### Objective
Every entry below should be repeated exactly; the pictures should not.
Start of Records for the exercise
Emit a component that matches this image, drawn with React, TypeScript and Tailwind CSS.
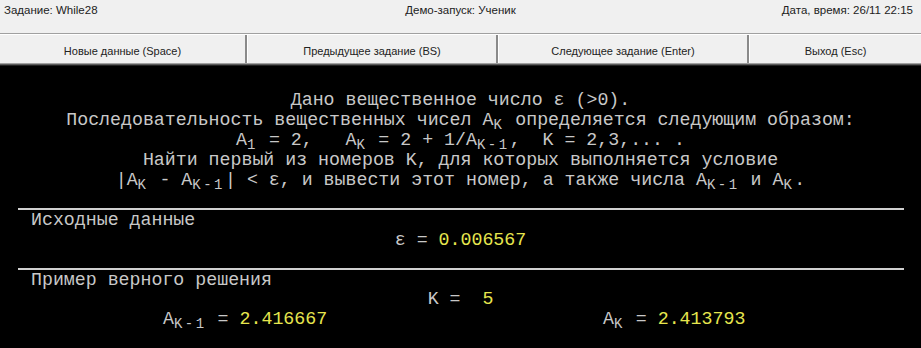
const mono = "font-['Liberation_Mono','Courier_New',monospace]";

function S({ children }: { children: React.ReactNode }) {
  return <sub className="text-[14px] tracking-[2.5px]">{children}</sub>;
}

function Y({ children }: { children: React.ReactNode }) {
  return <span className="text-[#e6e64e]">{children}</span>;
}

const buttons = [
  { label: "Новые данные (Space)", w: "w-[247px]" },
  { label: "Предыдущее задание (BS)", w: "w-[251px]" },
  { label: "Следующее задание (Enter)", w: "w-[251px]" },
  { label: "Выход (Esc)", w: "flex-1" },
];

export default function App() {
  return (
    <div className="w-[921px] h-[348px] flex flex-col bg-black overflow-hidden">
      {/* Status bar */}
      <div className="h-[33px] bg-[#f0f0f0] grid grid-cols-3 items-start pt-[3px] px-[4px] text-[11.5px] leading-[14px] text-[#222] font-['Liberation_Sans',Arial,sans-serif]">
        <span>Задание: While28</span>
        <span className="text-center">Демо-запуск: Ученик</span>
        <span className="text-right pr-[4px]">Дата, время: 26/11 22:15</span>
      </div>

      {/* Button row */}
      <div className="h-px bg-[#a0a0a0]" />
      <div className="h-px bg-white" />
      <div className="h-[28px] flex bg-[#f0f0f0] text-[11px] text-[#222] font-['Liberation_Sans',Arial,sans-serif]">
        {buttons.map((b, i) => (
          <div
            key={b.label}
            className={`${b.w} flex items-center justify-center pt-[4px] ${
              i < 3 ? "border-r-2 border-r-[#8a8a8a]" : ""
            } ${i > 0 ? "border-l border-l-white" : ""}`}
          >
            {b.label}
          </div>
        ))}
      </div>
      <div className="h-px bg-[#a0a0a0]" />
      <div className="h-px bg-[#5a5a5a]" />
      <div className="h-px bg-[#222]" />

      {/* Task area */}
      <div className={`flex-1 flex flex-col text-[18.25px] leading-[20px] text-[#c8c8c8] whitespace-pre ${mono}`}>
        <div className="pt-[24px] flex flex-col items-center">
          <div>Дано вещественное число ε (&gt;0).</div>
          <div>
            Последовательность вещественных чисел A<S>K</S> определяется следующим образом:
          </div>
          <div>
            A<S>1</S> = 2,   A<S>K</S> = 2 + 1/A<S>K-1</S>,  K = 2,3,... .
          </div>
          <div>Найти первый из номеров K, для которых выполняется условие</div>
          <div>
            |A<S>K</S> - A<S>K-1</S>| &lt; ε, и вывести этот номер, а также числа A<S>K-1</S> и A<S>K</S>.
          </div>
        </div>

        <div className="mt-[18px] ml-[18px] w-[886px] h-[2px] bg-[#d0d0d0]" />
        <div className="pl-[31px]">Исходные данные</div>
        <div className="text-center">
          ε = <Y>0.006567</Y>
        </div>

        <div className="mt-[18px] ml-[18px] w-[886px] h-[2px] bg-[#d0d0d0]" />
        <div className="pl-[31px]">Пример верного решения</div>
        <div className="text-center -mt-[1px]">
          K =  <Y>5</Y>
        </div>
        <div className="grid grid-cols-[603px_1fr]">
          <div className="pl-[163px]">
            A<S>K-1</S> = <Y>2.416667</Y>
          </div>
          <div>
            A<S>K</S> = <Y>2.413793</Y>
          </div>
        </div>
      </div>
    </div>
  );
}
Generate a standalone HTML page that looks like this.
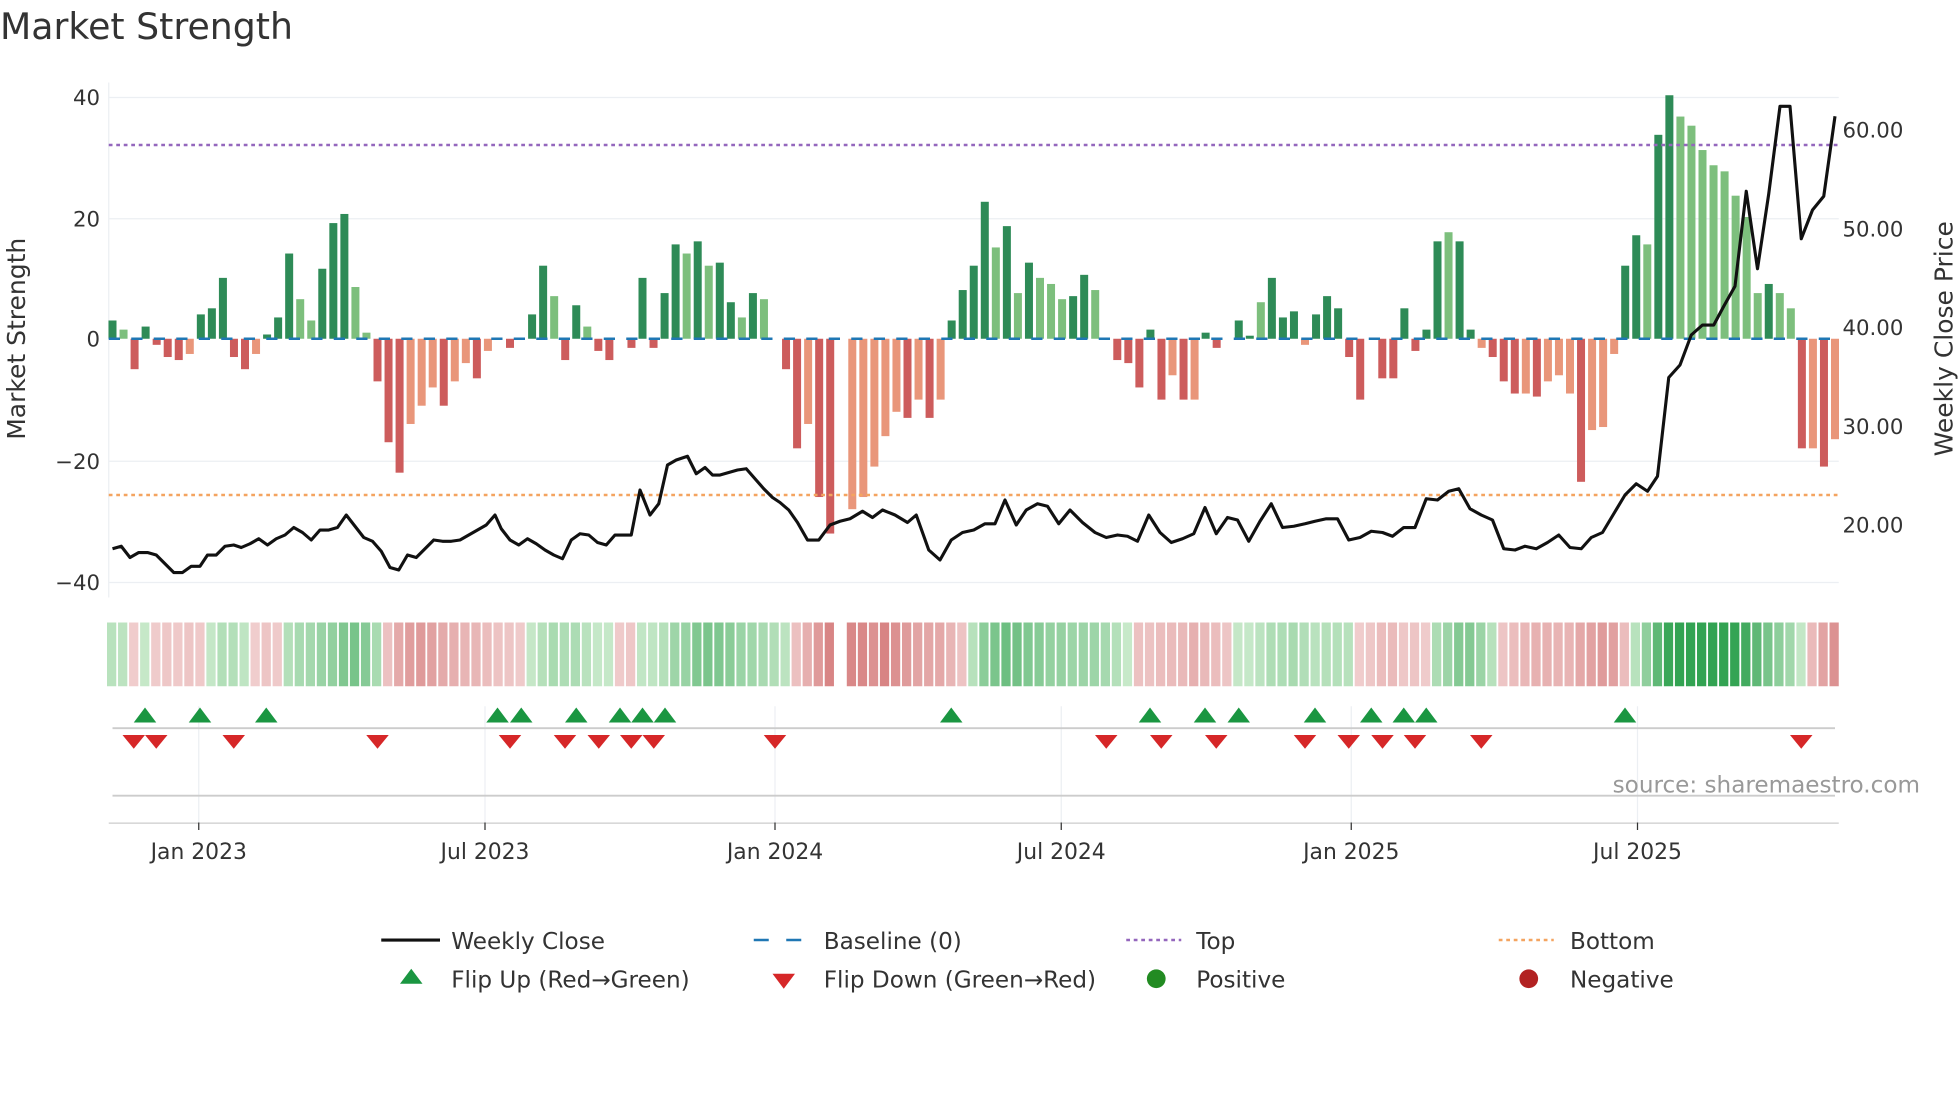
End of Records for the exercise
### Expected answer
Emit a component that matches this image, drawn with React, TypeScript and Tailwind CSS.
const mono = "font-['Liberation_Mono','Courier_New',monospace]";

function S({ children }: { children: React.ReactNode }) {
  return <sub className="text-[14px] tracking-[2.5px]">{children}</sub>;
}

function Y({ children }: { children: React.ReactNode }) {
  return <span className="text-[#e6e64e]">{children}</span>;
}

const buttons = [
  { label: "Новые данные (Space)", w: "w-[247px]" },
  { label: "Предыдущее задание (BS)", w: "w-[251px]" },
  { label: "Следующее задание (Enter)", w: "w-[251px]" },
  { label: "Выход (Esc)", w: "flex-1" },
];

export default function App() {
  return (
    <div className="w-[921px] h-[348px] flex flex-col bg-black overflow-hidden">
      {/* Status bar */}
      <div className="h-[33px] bg-[#f0f0f0] grid grid-cols-3 items-start pt-[3px] px-[4px] text-[11.5px] leading-[14px] text-[#222] font-['Liberation_Sans',Arial,sans-serif]">
        <span>Задание: While28</span>
        <span className="text-center">Демо-запуск: Ученик</span>
        <span className="text-right pr-[4px]">Дата, время: 26/11 22:15</span>
      </div>

      {/* Button row */}
      <div className="h-px bg-[#a0a0a0]" />
      <div className="h-px bg-white" />
      <div className="h-[28px] flex bg-[#f0f0f0] text-[11px] text-[#222] font-['Liberation_Sans',Arial,sans-serif]">
        {buttons.map((b, i) => (
          <div
            key={b.label}
            className={`${b.w} flex items-center justify-center pt-[4px] ${
              i < 3 ? "border-r-2 border-r-[#8a8a8a]" : ""
            } ${i > 0 ? "border-l border-l-white" : ""}`}
          >
            {b.label}
          </div>
        ))}
      </div>
      <div className="h-px bg-[#a0a0a0]" />
      <div className="h-px bg-[#5a5a5a]" />
      <div className="h-px bg-[#222]" />

      {/* Task area */}
      <div className={`flex-1 flex flex-col text-[18.25px] leading-[20px] text-[#c8c8c8] whitespace-pre ${mono}`}>
        <div className="pt-[24px] flex flex-col items-center">
          <div>Дано вещественное число ε (&gt;0).</div>
          <div>
            Последовательность вещественных чисел A<S>K</S> определяется следующим образом:
          </div>
          <div>
            A<S>1</S> = 2,   A<S>K</S> = 2 + 1/A<S>K-1</S>,  K = 2,3,... .
          </div>
          <div>Найти первый из номеров K, для которых выполняется условие</div>
          <div>
            |A<S>K</S> - A<S>K-1</S>| &lt; ε, и вывести этот номер, а также числа A<S>K-1</S> и A<S>K</S>.
          </div>
        </div>

        <div className="mt-[18px] ml-[18px] w-[886px] h-[2px] bg-[#d0d0d0]" />
        <div className="pl-[31px]">Исходные данные</div>
        <div className="text-center">
          ε = <Y>0.006567</Y>
        </div>

        <div className="mt-[18px] ml-[18px] w-[886px] h-[2px] bg-[#d0d0d0]" />
        <div className="pl-[31px]">Пример верного решения</div>
        <div className="text-center -mt-[1px]">
          K =  <Y>5</Y>
        </div>
        <div className="grid grid-cols-[603px_1fr]">
          <div className="pl-[163px]">
            A<S>K-1</S> = <Y>2.416667</Y>
          </div>
          <div>
            A<S>K</S> = <Y>2.413793</Y>
          </div>
        </div>
      </div>
    </div>
  );
}
Generate a standalone HTML page that looks like this.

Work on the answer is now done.